Segundo Marina, quando os colaboradores percebem que uma ideia já foi implementada com sucesso, eles se sentem motivados a fazer o mesmo. Embora seja sempre um desafio levar as pessoas a pararem para repensar suas práticas, ela percebe que existe essa vontade, apesar de a falta de tempo, às vezes, ser uma barreira. “Quando as pessoas participam, o feedback tem sido extremamente positivo em relação ao processo de submissão de ideias, análise e workshops”, comenta. As ideias submetidas ficam acessíveis a todos, e os vencedores são destacados na intranet ou no LinkedIn do banco, mostrando que realmente vale a pena participar. Esse intercâmbio não só está alinhado com o conceito de crowdsourcing, mas também ajuda a tornar a inovação algo mais natural, que o RH pode estimular ativamente.
Uma questão de talento
Iniciativas como essas são onde os talentos mais desejados pelas empresas realmente se destacam. Porém, como ressalta Sheila Ceglio, é crucial uma mudança de conceito: na Pfizer, o talento é visto como um recurso de toda a organização, não de uma área específica. Dessa forma, o patrocínio desses profissionais se torna mais robusto, deixando de ser responsabilidade de um único líder e se transformando em um compromisso coletivo. Isso amplia as ações de desenvolvimento, que passam a envolver diversas áreas e lideranças, promovendo uma movimentação mais dinâmica dos colaboradores dentro da organização. “Nós sempre buscamos fazer isso: o líder ‘X’ pode ser o gestor imediato da pessoa, mas outro líder, de uma área diferente, pode ser responsável por ajudar no plano de desenvolvimento.”

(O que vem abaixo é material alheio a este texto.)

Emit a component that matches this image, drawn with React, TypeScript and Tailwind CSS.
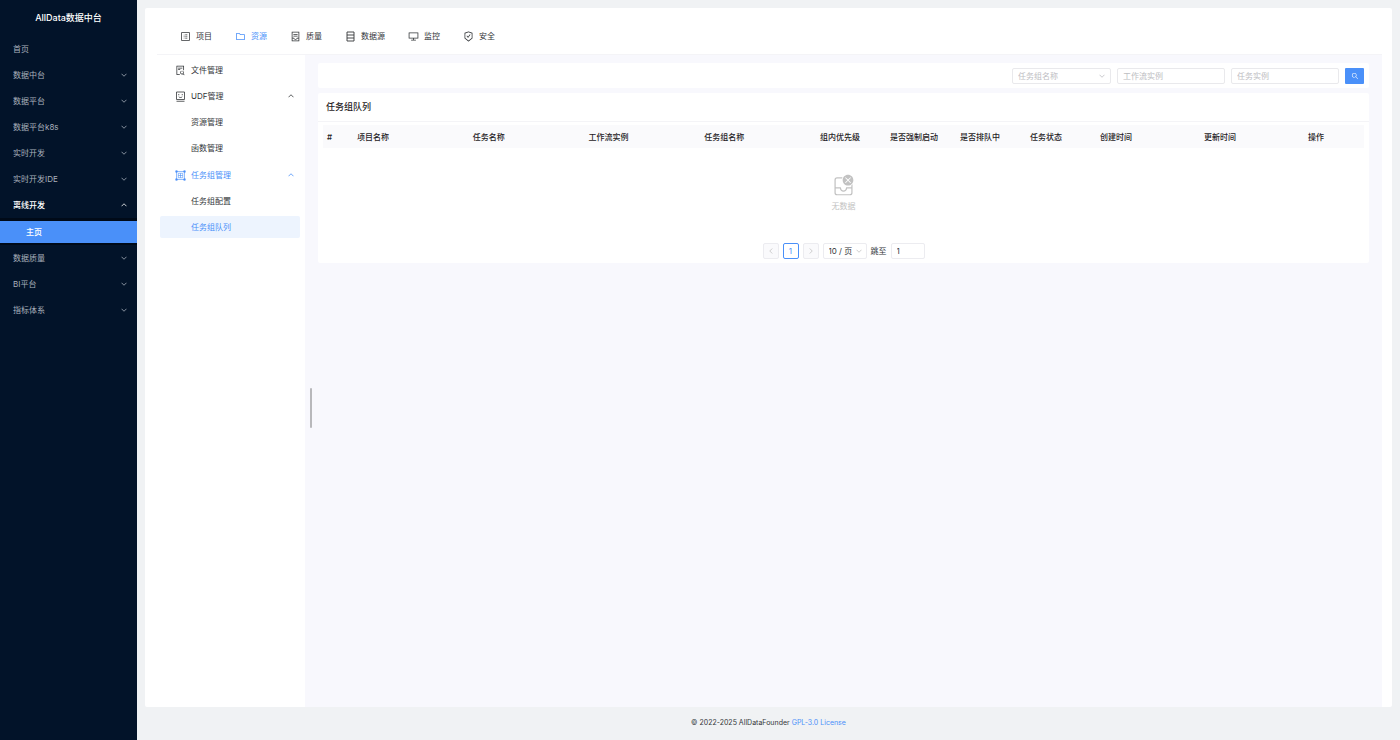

Não à toa, projetos transversais são sempre muito valiosos para a gestão de pessoas. De acordo com Renato Rovina, do BNP Paribas, há algumas vantagens muito evidentes nesse processo. Plataformas de colaboração facilitam, por exemplo, a identificação de talentos, colocando no radar quem, talvez, ainda não fosse reconhecido pela organização ou pelo próprio RH. Além disso, permitem que colaboradores demonstrem suas habilidades de liderança, mesmo sem ocupar cargos formais de coordenação. “Projetos transversais permitem que qualquer pessoa, que domine o processo ou a função, possa assumir um papel de liderança, recebendo o apoio e as ferramentas necessárias para se desenvolver”, destaca. Além disso, eles servem como excelentes oportunidades para avaliar o desempenho e oferecer desenvolvimento aos colaboradores. Quando um talento com potencial de liderança inovadora é identificado, vale a pena investir em seu crescimento, aproveitando essas iniciativas para expandir suas competências e exposição dentro da organização.